Du Yu (223– January or February 285), courtesy name Yuankai, was a Chinese classicist, military general, and politician of the state of Cao Wei during the late Three Kingdoms period and early Jin dynasty.

Life
Du Yu was from Duling County (), Jingzhao Commandery (), which is located northwest of present-day Xi'an, Shaanxi. He married Princess Gaolu, a sister of Sima Zhao, the regent of the Cao Wei state from 255 to 263 and the father of Sima Yan (Emperor Wu), later the first emperor of the Jin dynasty (266–420).

A prolific author, Du Yu was a self-proclaimed addict of the Zuo Zhuan and wrote an influential commentary to it.
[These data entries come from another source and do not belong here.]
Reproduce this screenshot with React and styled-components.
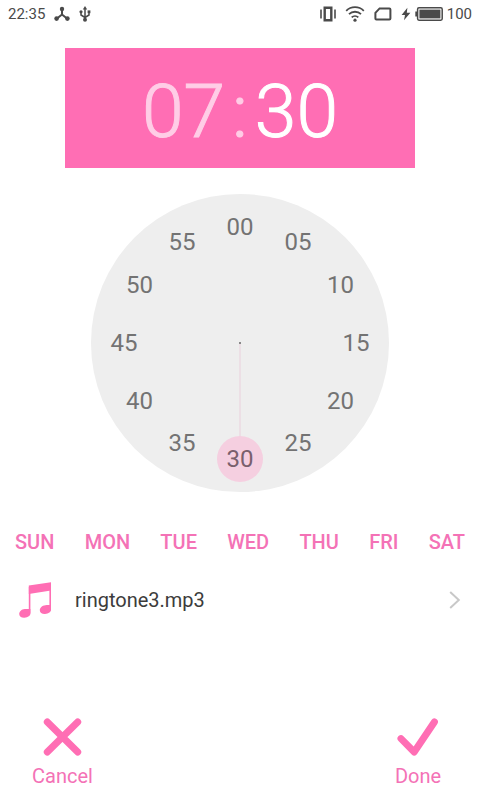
import React, { useState } from 'react';
import styled, { createGlobalStyle } from 'styled-components';

const pink = '#ff6eb4';
const textPink = '#f472b6';
const ink = '#4a4a4a';

const GlobalStyle = createGlobalStyle`
  * {
    box-sizing: border-box;
  }
  body {
    margin: 0;
    background: #ffffff;
    font-family: Roboto, sans-serif;
  }
  button {
    margin: 0;
    padding: 0;
    border: 0;
    background: none;
    font-family: inherit;
    cursor: pointer;
  }
  svg {
    display: block;
  }
`;

const Screen = styled.div`
  display: flex;
  flex-direction: column;
  min-height: 100vh;
`;

const StatusBar = styled.header`
  display: flex;
  justify-content: space-between;
  align-items: center;
  height: 28px;
  padding: 0 8px;
  color: ${ink};
  font-size: 15px;
`;

const StatusGroup = styled.div`
  display: flex;
  align-items: center;
  gap: 9px;
`;

const Battery = styled.div`
  display: flex;
  align-items: center;
  gap: 4px;
`;

const TimePanel = styled.section`
  display: flex;
  justify-content: center;
  align-items: center;
  width: 73%;
  height: 120px;
  margin: 20px auto 0;
  padding-top: 5px;
  background: ${pink};
  font-size: 75px;
  font-weight: 300;
  line-height: 84px;
  -webkit-text-stroke: 1px;
`;

const TimePart = styled.button`
  color: ${({ active }) => (active ? '#ffffff' : '#ffcde6')};
  font-size: inherit;
  font-weight: inherit;
  line-height: inherit;
`;

const Colon = styled.span`
  padding: 0 7px;
  color: #ffcde6;
`;

const Dial = styled.section`
  position: relative;
  width: 62%;
  aspect-ratio: 1;
  margin: 26px auto 0;
  border-radius: 50%;
  background: #eeeeee;
`;

const Hand = styled.div`
  position: absolute;
  top: 50%;
  left: 50%;
  width: 2px;
  height: 39%;
  margin-left: -1px;
  background: #ecdfe5;
  transform-origin: top;
  transform: rotate(${({ minute }) => minute * 6 + 180}deg);
`;

const Pivot = styled.div`
  position: absolute;
  top: 50%;
  left: 50%;
  width: 2px;
  height: 2px;
  margin: -1px;
  background: #888888;
`;

const Minute = styled.button`
  position: absolute;
  left: ${({ minute }) => 50 + 39 * Math.sin((minute * Math.PI) / 30)}%;
  top: ${({ minute }) => 50 - 39 * Math.cos((minute * Math.PI) / 30)}%;
  width: 46px;
  height: 46px;
  margin: -23px;
  border-radius: 50%;
  background: ${({ active }) => (active ? '#f5cfe0' : 'transparent')};
  color: ${({ active }) => (active ? '#79606d' : '#737373')};
  font-size: 24px;
  line-height: 46px;
`;

const Days = styled.div`
  display: flex;
  justify-content: space-between;
  margin-top: 38px;
  padding: 0 15px;
`;

const Day = styled.button`
  color: ${textPink};
  font-size: 20px;
  font-weight: 500;
  line-height: 24px;
`;

const Ringtone = styled.button`
  display: flex;
  align-items: center;
  gap: 22px;
  height: 60px;
  margin-top: 16px;
  padding: 0 18px;
  color: #3c3c3c;
  font-size: 20px;
  text-align: left;
`;

const RingtoneName = styled.span`
  flex: 1;
`;

const Actions = styled.footer`
  display: flex;
  justify-content: space-between;
  margin-top: auto;
  padding: 0 32px 12px;
`;

const Action = styled.button`
  display: flex;
  flex-direction: column;
  align-items: center;
  gap: 7px;
  min-width: 60px;
  color: ${textPink};
  font-size: 20px;
  line-height: 24px;
`;

const HubIcon = () => (
  <svg width="16" height="16" viewBox="0 0 16 16" fill={ink} stroke={ink} aria-hidden="true">
    <path d="M8 3v5.5M8 8.5l-5 4M8 8.5l5 4" fill="none" strokeWidth="2" />
    <circle cx="8" cy="3" r="2.2" stroke="none" />
    <circle cx="2.6" cy="12.6" r="2.3" stroke="none" />
    <circle cx="13.4" cy="12.6" r="2.3" stroke="none" />
  </svg>
);

const UsbIcon = () => (
  <svg width="12" height="16" viewBox="0 0 12 16" fill={ink} stroke={ink} aria-hidden="true">
    <path d="M6 3v10M2 6v3l4 2.5M10 6v3l-4 2.5" fill="none" strokeWidth="1.5" />
    <path d="M6 0l2.2 3.6H3.8z" stroke="none" />
    <circle cx="2" cy="5.8" r="1.6" stroke="none" />
    <path d="M8.6 4.4h2.8v2.8H8.6z" stroke="none" />
    <circle cx="6" cy="13.8" r="2" stroke="none" />
  </svg>
);

const VibrateIcon = () => (
  <svg width="16" height="16" viewBox="0 0 16 16" fill="none" stroke={ink} aria-hidden="true">
    <path d="M4.7 1.8h6.6v12.4H4.700z" strokeWidth="2.4" />
    <path d="M1 3.500v9M15 3.500v9" strokeWidth="1.6" />
  </svg>
);

const WifiIcon = () => (
  <svg width="20" height="16" viewBox="0 0 20 16" fill="none" stroke={ink} aria-hidden="true">
    <path d="M1.2 4.8a12.6 12.6 0 0 1 17.6 0" strokeWidth="1.8" />
    <path d="M4 8.2a8.6 8.6 0 0 1 12 0" strokeWidth="1.8" />
    <path d="M6.7 11.4a4.8 4.8 0 0 1 6.6 0" strokeWidth="1.8" />
    <circle cx="10" cy="14.2" r="1.6" fill={ink} stroke="none" />
  </svg>
);

const SimIcon = () => (
  <svg width="18" height="14" viewBox="0 0 18 14" fill="none" stroke={ink} aria-hidden="true">
    <path d="M5.6 1.4h9.8a1 1 0 0 1 1 1v9.2a1 1 0 0 1-1 1H2.4a1 1 0 0 1-1-1V5.8z" strokeWidth="2" />
  </svg>
);

const BoltIcon = () => (
  <svg width="10" height="14" viewBox="0 0 10 14" fill={ink} aria-hidden="true">
    <path d="M6.4 0.8L0.6 8h3.4L3 13.2 9.4 5.8H5.8z" />
  </svg>
);

const BatteryIcon = () => (
  <svg width="28" height="14" viewBox="0 0 28 14" aria-hidden="true">
    <path d="M0.3 4.5h2v5h-2z" fill={ink} />
    <rect x="2.6" y="0.8" width="24.6" height="12.4" rx="1.4" fill="none" stroke={ink} strokeWidth="1.5" />
    <path d="M4.4 2.6h21v8.8h-21z" fill={ink} />
  </svg>
);

const MusicIcon = () => (
  <svg width="35" height="38" viewBox="0 0 35 38" fill={pink} aria-hidden="true">
    <path d="M10.8 4.6L33 1.2V9.6L10.8 13z" />
    <path d="M11.6 6v26.4M32.2 4v25.4" stroke={pink} strokeWidth="1.6" />
    <path d="M12.4 28v4.6c0 2.2-2.4 4-6 4.200-3.200.1-5.200-1.200-5.200-3.700 0-2.700 2.200-4.700 5.600-5.100 2.400-.2 4.200-.1 5.600 0z" />
    <path d="M33 24.200v4.600c0 2.200-2.400 4-6 4.200-3.200.1-5.200-1.200-5.200-3.700 0-2.700 2.200-4.700 5.600-5.100 2.400-.2 4.200-.1 5.600 0z" />
  </svg>
);

const ChevronIcon = () => (
  <svg width="13" height="20" viewBox="0 0 13 20" fill="none" stroke="#c8c8c8" strokeWidth="2" aria-hidden="true">
    <path d="M1.2 2l8.6 8-8.6 8" />
  </svg>
);

const CrossIcon = () => (
  <svg width="40" height="40" viewBox="0 0 40 40" fill="none" stroke={pink} strokeWidth="7" strokeLinecap="round" aria-hidden="true">
    <path d="M5.3 5L35.7 35M35.7 5L5.3 35" />
  </svg>
);

const CheckIcon = () => (
  <svg width="42" height="40" viewBox="0 0 42 40" fill="none" stroke={pink} strokeWidth="7" strokeLinecap="round" strokeLinejoin="round" aria-hidden="true">
    <path d="M4 21.6L17.2 35L37.4 5" />
  </svg>
);

const minutes = [0, 5, 10, 15, 20, 25, 30, 35, 40, 45, 50, 55];
const days = ['SUN', 'MON', 'TUE', 'WED', 'THU', 'FRI', 'SAT'];

const pad = n => String(n).padStart(2, '0');

const App = () => {
  const [minute, setMinute] = useState(30);
  return (
    <Screen>
      <GlobalStyle />
      <StatusBar>
        <StatusGroup>
          <span>22:35</span>
          <HubIcon />
          <UsbIcon />
        </StatusGroup>
        <StatusGroup>
          <VibrateIcon />
          <WifiIcon />
          <SimIcon />
          <Battery>
            <BoltIcon />
            <BatteryIcon />
            <span>100</span>
          </Battery>
        </StatusGroup>
      </StatusBar>
      <TimePanel>
        <TimePart type="button">07</TimePart>
        <Colon>:</Colon>
        <TimePart type="button" active>{pad(minute)}</TimePart>
      </TimePanel>
      <Dial>
        <Hand minute={minute} />
        <Pivot />
        {minutes.map(m => (
          <Minute
            key={m}
            type="button"
            minute={m}
            active={m === minute}
            aria-pressed={m === minute}
            onClick={() => setMinute(m)}
          >
            {pad(m)}
          </Minute>
        ))}
      </Dial>
      <Days>
        {days.map(day => (
          <Day key={day} type="button">{day}</Day>
        ))}
      </Days>
      <Ringtone type="button">
        <MusicIcon />
        <RingtoneName>ringtone3.mp3</RingtoneName>
        <ChevronIcon />
      </Ringtone>
      <Actions>
        <Action type="button">
          <CrossIcon />
          Cancel
        </Action>
        <Action type="button">
          <CheckIcon />
          Done
        </Action>
      </Actions>
    </Screen>
  );
};

export default App;
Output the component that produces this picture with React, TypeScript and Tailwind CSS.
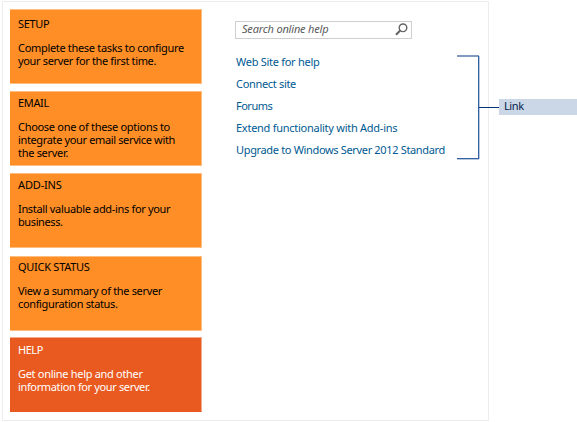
type Card = { title: string; titleTracking: string; lines: [string, string][]; active?: boolean; gap: string };

const cards: Card[] = [
  {
    title: 'SETUP',
    titleTracking: 'tracking-[-0.35px]',
    lines: [
      ['Complete these tasks to configure', 'tracking-[-0.32px]'],
      ['your server for the first time.', 'tracking-[-0.35px]'],
    ],
    gap: 'mt-0 pt-[7px]',
  },
  {
    title: 'EMAIL',
    titleTracking: 'tracking-[-0.35px]',
    lines: [
      ['Choose one of these options to', 'tracking-[-0.3px]'],
      ['integrate your email service with', 'tracking-[-0.36px]'],
      ['the server.', 'tracking-[-0.3px]'],
    ],
    gap: 'mt-[7px] pt-1',
  },
  {
    title: 'ADD-INS',
    titleTracking: 'tracking-[-0.15px]',
    lines: [
      ['Install valuable add-ins for your', 'tracking-[-0.33px]'],
      ['business.', 'tracking-[-0.4px]'],
    ],
    gap: 'mt-[7px] pt-1',
  },
  {
    title: 'QUICK STATUS',
    titleTracking: 'tracking-[-0.27px]',
    lines: [
      ['View a summary of the server', 'tracking-[-0.33px]'],
      ['configuration status.', 'tracking-[-0.35px]'],
    ],
    gap: 'mt-2 pt-[3px]',
  },
  {
    title: 'HELP',
    titleTracking: 'tracking-[-0.45px]',
    lines: [
      ['Get online help and other', 'tracking-[-0.3px]'],
      ['information for your server.', 'tracking-[-0.36px]'],
    ],
    active: true,
    gap: 'mt-[6px] pt-[5px]',
  },
];

const links: [string, string][] = [
  ['Web Site for help', 'tracking-[-0.28px]'],
  ['Connect site', 'tracking-[-0.32px]'],
  ['Forums', 'tracking-[-0.5px]'],
  ['Extend functionality with Add-ins', 'tracking-[-0.26px]'],
  ['Upgrade to Windows Server 2012 Standard', 'tracking-[-0.34px]'],
];

function TaskCard({ card }: { card: Card }) {
  const look = card.active
    ? 'border-x-[#f3ab8c] border-t-[#f3ab8c] border-b-[#e95a20] bg-[#e95a20] text-white'
    : 'border-[#ffbd7f] bg-[#ff8e26] text-black';
  return (
    <div className={`h-[75px] w-[192px] border-y border-r pl-2 ${look} ${card.gap}`}>
      <h2 className="mb-[11px] leading-[13px]">
        <span className={card.titleTracking}>{card.title}</span>
      </h2>
      {card.lines.map(([text, tracking]) => (
        <p key={text} className="leading-[13px]">
          <span className={tracking}>{text}</span>
        </p>
      ))}
    </div>
  );
}

export default function App() {
  return (
    <div className="relative h-[422px] w-[577px] overflow-hidden whitespace-nowrap bg-white pl-[2px] pt-px font-['Noto_Sans',sans-serif] text-[11px]">
      <main className="flex h-[420px] w-[487px] border border-[#ededed] pl-[7px] pt-[7px]">
        <nav className="w-[226px]">
          {cards.map((card) => (
            <TaskCard key={card.title} card={card} />
          ))}
        </nav>
        <section className="pt-3">
          <div className="-ml-px flex h-[18px] w-[177px] items-center justify-between border border-[#cfcfcf] pl-[6px] pr-[3px] text-[#5a5a5a]">
            <span className="-mt-px italic tracking-[-0.18px]">Search online help</span>
            <svg className="-mt-[2px]" width="13" height="13" viewBox="0 0 13 13" fill="none" stroke="#666">
              <circle cx="8" cy="4.8" r="3.8" strokeWidth="1.4" />
              <path d="M5.2 7.6 1 11.8" strokeWidth="2.1" />
            </svg>
          </div>
          <ul className="pt-[12px] text-[#005a92]">
            {links.map(([text, tracking]) => (
              <li key={text} className="h-[22px] leading-[22px]">
                <a className={tracking}>{text}</a>
              </li>
            ))}
          </ul>
        </section>
      </main>
      <div className="absolute left-[456px] top-[55px] flex items-start">
        <svg width="43" height="105" viewBox="0 0 43 105" fill="none">
          <path d="M1 1H23" stroke="#809bc0" strokeWidth="2" />
          <path d="M1 103.5H23" stroke="#3462a0" strokeWidth="1" />
          <path d="M1 104.5H23" stroke="#b9c8de" strokeWidth="1" />
          <path d="M22.5 1V104" stroke="#3462a0" strokeWidth="1" />
          <path d="M23.5 1V104" stroke="#b9c8de" strokeWidth="1" />
          <path d="M23 52.5H43" stroke="#003378" strokeWidth="1" />
        </svg>
        <div className="mt-11 h-4 w-[79px] bg-[#cbd7e6] pl-[5px] leading-[14px] text-[#001c4e]">
          <span className="tracking-[-0.4px]">Link</span>
        </div>
      </div>
    </div>
  );
}
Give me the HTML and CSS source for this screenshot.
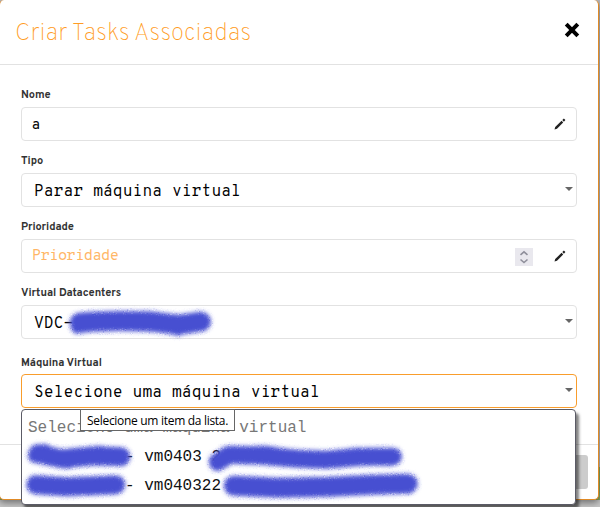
FILE: index.html
```html
<!DOCTYPE html>
<html lang="pt-BR">
<head>
<meta charset="utf-8">
<title>Criar Tasks Associadas</title>
<link rel="stylesheet" href="styles.css">
</head>
<body>
<main class="modal">
  <header class="modal-header">
    <h1 class="title">Criar Tasks Associadas</h1>
    <svg class="close" viewBox="0 0 16 16"><path d="M2.2 2.2 13.8 13.8M13.8 2.2 2.2 13.8"/></svg>
  </header>
  <section class="modal-body">
    <div class="field">
      <label class="label">Nome</label>
      <div class="control"><span class="value-text">a</span><svg class="pencil" viewBox="0 0 12 12"><path d="M.5 11.5 1.2 9 7.6 2.8 9.2 4.4 3 10.8ZM8.3 2.1 9.9.6 11.4 2.1 9.9 3.7Z"/></svg></div>
    </div>
    <div class="field">
      <label class="label">Tipo</label>
      <div class="control"><span class="value">Parar máquina virtual</span><i class="caret"></i></div>
    </div>
    <div class="field">
      <label class="label">Prioridade</label>
      <div class="control"><span class="placeholder">Prioridade</span><span class="spinner"><svg viewBox="0 0 18 18"><path d="M5.5 6.8 9 3.8l3.5 3M5.5 11.5l3.5 3 3.5-3"/></svg></span><svg class="pencil" viewBox="0 0 12 12"><path d="M.5 11.5 1.2 9 7.6 2.8 9.2 4.4 3 10.8ZM8.3 2.1 9.9.6 11.4 2.1 9.9 3.7Z"/></svg></div>
    </div>
    <div class="field field-wide">
      <label class="label">Virtual Datacenters</label>
      <div class="control"><span class="value">VDC-</span><i class="caret"></i></div>
    </div>
    <div class="field field-last">
      <label class="label">Máquina Virtual</label>
      <div class="control active"><span class="value">Selecione uma máquina virtual</span><i class="caret"></i></div>
    </div>
  </section>
  <footer class="modal-footer"><span class="button"></span></footer>
</main>
<div class="options">
  <div class="option muted">Selecione uma máquina virtual</div>
  <div class="option"><span class="masked"></span>- vm0403 2</div>
  <div class="option"><span class="masked"></span>- vm040322</div>
</div>
<div class="tooltip">Selecione um item da lista.</div>
<svg class="scribbles" viewBox="0 0 600 507">
  <defs><filter id="spray" x="-10%" y="-50%" width="120%" height="200%">
    <feGaussianBlur stdDeviation="1.9" result="soft"/>
    <feTurbulence type="fractalNoise" baseFrequency=".8" numOctaves="1" result="noise"/>
    <feDisplacementMap in="soft" in2="noise" scale="3" xChannelSelector="R" yChannelSelector="G"/>
  </filter></defs>
  <g filter="url(#spray)" transform="translate(.8 .7)">
    <path stroke-width="20" d="M79 322Q110 319 150 321L179 324 200 321"/>
    <path stroke-width="14" d="M77 326Q120 316 154 318L176 328 203 321"/>
    <path stroke-width="19" d="M37 453 61 458 94 455 120 456"/>
    <path stroke-width="14" d="M34 455 43 450 66 461 97 452 122 456"/>
    <path stroke-width="19" d="M35 484 66 486 115 484"/>
    <path stroke-width="18" d="M217 461 229 454 261 455 298 458 325 459 361 456 392 456"/>
    <path stroke-width="14" d="M216 463 225 453 265 452 314 460 356 454 394 456"/>
    <path stroke-width="20" d="M233 485 277 487 327 486 370 484 407 483"/>
  </g>
</svg>
</body>
</html>
```

FILE: styles.css
```css
* { box-sizing: border-box; }
html { height: 100%; overflow: hidden; }
body {
  margin: 0;
  width: 600px;
  height: 507px;
  overflow: hidden;
  background: linear-gradient(to bottom, #b5b5b9 0 467px, #86a660 467px 500px, #c4c4c4 500px 507px);
  font-family: "Overpass", Roboto, sans-serif;
}
.modal {
  width: 600px;
  height: 500px;
  margin-left: -1px;
  background: #fff;
  border: 1px solid #e08a26;
  border-top: 0;
  border-radius: 5px;
  box-shadow: 0 3px 6px rgba(0, 0, 0, .4);
}
.modal-header {
  height: 65px;
  border-bottom: 1px solid #e2e2e2;
  display: flex;
  justify-content: space-between;
  padding: 18px 18px 0 15px;
}
.title {
  margin: 0;
  font-family: "Overpass", Roboto, sans-serif;
  font-size: 24px;
  line-height: 32px;
  font-weight: 100;
  letter-spacing: .1px;
  color: #ff9c24;
  white-space: nowrap;
}
.close { width: 16px; height: 16px; margin-top: 4px; fill: none; stroke: #000; stroke-width: 4; }
.modal-body { height: 379px; padding: 20px 21px 0; }
.field { height: 66px; }
.field-wide { height: 69px; }
.label {
  display: block;
  height: 22px;
  line-height: 21px;
  font-size: 11px;
  font-weight: 700;
  color: #333;
  letter-spacing: -.05px;
}
.field-last .label { line-height: 23px; }
.control {
  height: 34px;
  border: 1px solid #e2e2e2;
  border-radius: 4px;
  display: flex;
  align-items: center;
  justify-content: space-between;
  padding: 0 10px 0 12px;
  color: #000;
  background: #fff;
}
.active { border-color: #f99d2c; }
.value, .placeholder {
  font-family: "Overpass Mono", "DejaVu Sans Mono", monospace;
  font-size: 16px;
  white-space: pre;
}
.value { padding-top: 3px; }
.value-text { font-size: 15px; margin-left: -2px; padding-top: 3px; }
.placeholder { font-size: 15px; letter-spacing: -.6px; color: #ffb666; margin-left: -2px; flex: 1; }
.pencil { width: 12px; height: 12px; fill: #222; }
.caret {
  border: 4px solid transparent;
  border-top-color: #666;
  border-bottom: 0;
  margin-right: -7px;
  margin-top: -2px;
}
.spinner { width: 18px; height: 18px; margin: 2px 21px 0 0; background: #e9e8ee; }
.spinner svg { display: block; fill: none; stroke: #8f8f9b; stroke-width: 1.6; }
.modal-footer {
  height: 55px;
  border-top: 1px solid #e2e2e2;
  padding: 10px;
  display: flex;
  justify-content: flex-end;
}
.button { width: 80px; height: 34px; border-radius: 3px; background: #ccc; }
.options {
  position: absolute;
  left: 21px;
  top: 409px;
  width: 555px;
  height: 96px;
  background: #fff;
  border: 1px solid #5b5b66;
  border-radius: 4px;
  padding: 4px 6px;
  box-shadow: 3px 4px 3px rgba(0, 0, 0, .5);
}
.option {
  height: 29px;
  line-height: 29px;
  font-family: "Liberation Mono", monospace;
  font-size: 16px;
  color: #111;
  white-space: pre;
}
.muted { color: #777; }
.masked { display: inline-block; width: 97px; }
.tooltip {
  position: absolute;
  left: 80px;
  top: 409px;
  width: 155px;
  height: 22px;
  border: 1px solid #666;
  background: #fff;
  color: #000;
  font: 12px/22px "Open Sans", sans-serif;
  letter-spacing: -.3px;
  padding-left: 6px;
  white-space: nowrap;
}
.scribbles { position: absolute; left: 0; top: 0; width: 600px; height: 507px; pointer-events: none; fill: none; stroke: #464fd1; stroke-linecap: round; stroke-linejoin: round; }
```
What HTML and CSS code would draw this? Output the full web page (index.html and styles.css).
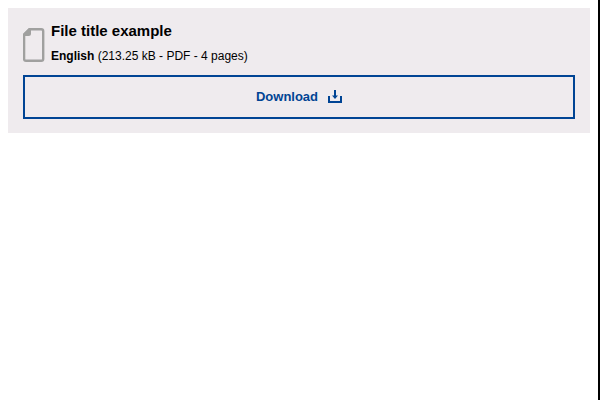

He was one of the most important commanders under the Wei general Zhong Hui during the conquest of Wei's rival state, Shu. He also followed in leading an army in the Jin dynasty's conquest of the state of Eastern Wu. Du Yu managed to lay waste to the Wu army with great force in not the greatest of length of time, and received the surrender of Sun Hao, the last Wu emperor. His military achievements were all the more remarkable due to his physical weaknesses; it was recorded that he was unable to ride a horse or shoot an arrow with significant force.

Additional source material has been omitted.